Матери Кольки Ермолаева в Иветте понравилась лишь ее внешность, вернее, именно эта молодая, эффектная внешность матери Кольки Ермолаева как раз и не понравилась. Мать заподозрила обычную экспансию, когда увидела рядом со своим мешкотным и воодушевленным сыном, одетым в рваный, рабочий свитерок, слишком рослую, белокурую штучку на каблуках, которая даже не удосужилась разуться, прежде чем пройти в комнаты. Лицо ее было свежее, ясное, прозрачное, но лисье. Ресницы у нее были длинные, но редкие. Губы складывались в мягкий, симметричный узор, но над ними, стоило ей чуть-чуть улыбнуться одною стороной, образовывалась такая неприятная, хулиганская складка, что хоть глаза зажмуривай, чтобы с души не стало воротить. Старая женщина с болезненным пониманием посмотрела тогда перед собой на пол, на две пары ног, поставленные рядом, как будто отрубленные, одни — в узконосых, фиолетовых, с ажурной перфорацией сапожках, другие, сына Кольки, — распухшие, в грязно-белых камвольных носках, словно забинтованные. Мать начинала предостерегать сына: «Иветта эта — блядь. Ты говоришь, живет в общежитии? Правильно, тащи ее в дом, прописывай. Я-то умру скоро, а тебя она выгонит на улицу. Бомжом станешь, сыночек. Блядь она, сыночек». — «Маманя, маманя, при чем здесь, что ты говоришь? Она мне подходит». — «Она блядь, сыночек». — «Маманя, маманя, при чем здесь, зачем ты так говоришь?!»

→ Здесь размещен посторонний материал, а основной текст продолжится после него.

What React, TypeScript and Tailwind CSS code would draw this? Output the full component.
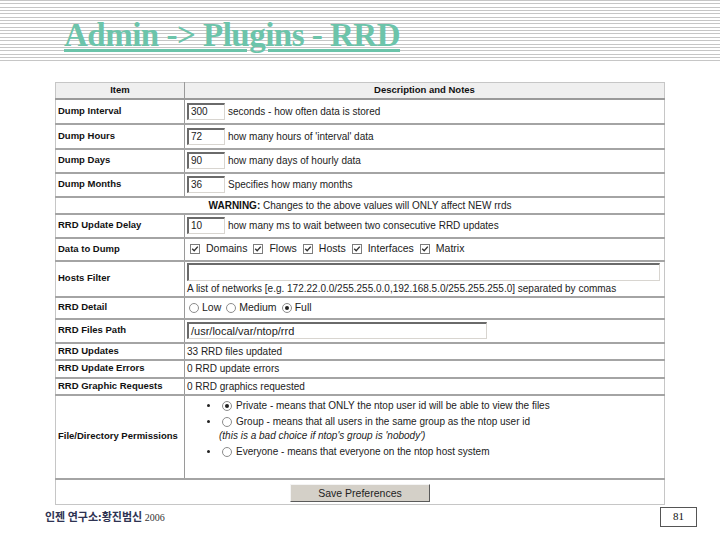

Тело тети Жени везли на кладбище нелепым, будто показательным маршрутом, по линиям, по набережным, по Фонтанке, словно давали огромному городу возможность проститься с бедной, маленькой, старой женщиной как с какой-то значительной персоной, за которой стоит великое, до конца не оцененное явление. Предположить же обратное, что это умершей бабушке в качестве благотворительности позволяли в последний раз лицезреть Петербург, было бы еще большим нонсенсом. Во-первых, Петербург для тети Жени ничего особенного не значил, но даже если бы он что-то и значил — есть ли на свете нечто более путаное и несовместимое, чем легендарный образ Петербурга и конкретное, безвестное, бездыханное тело?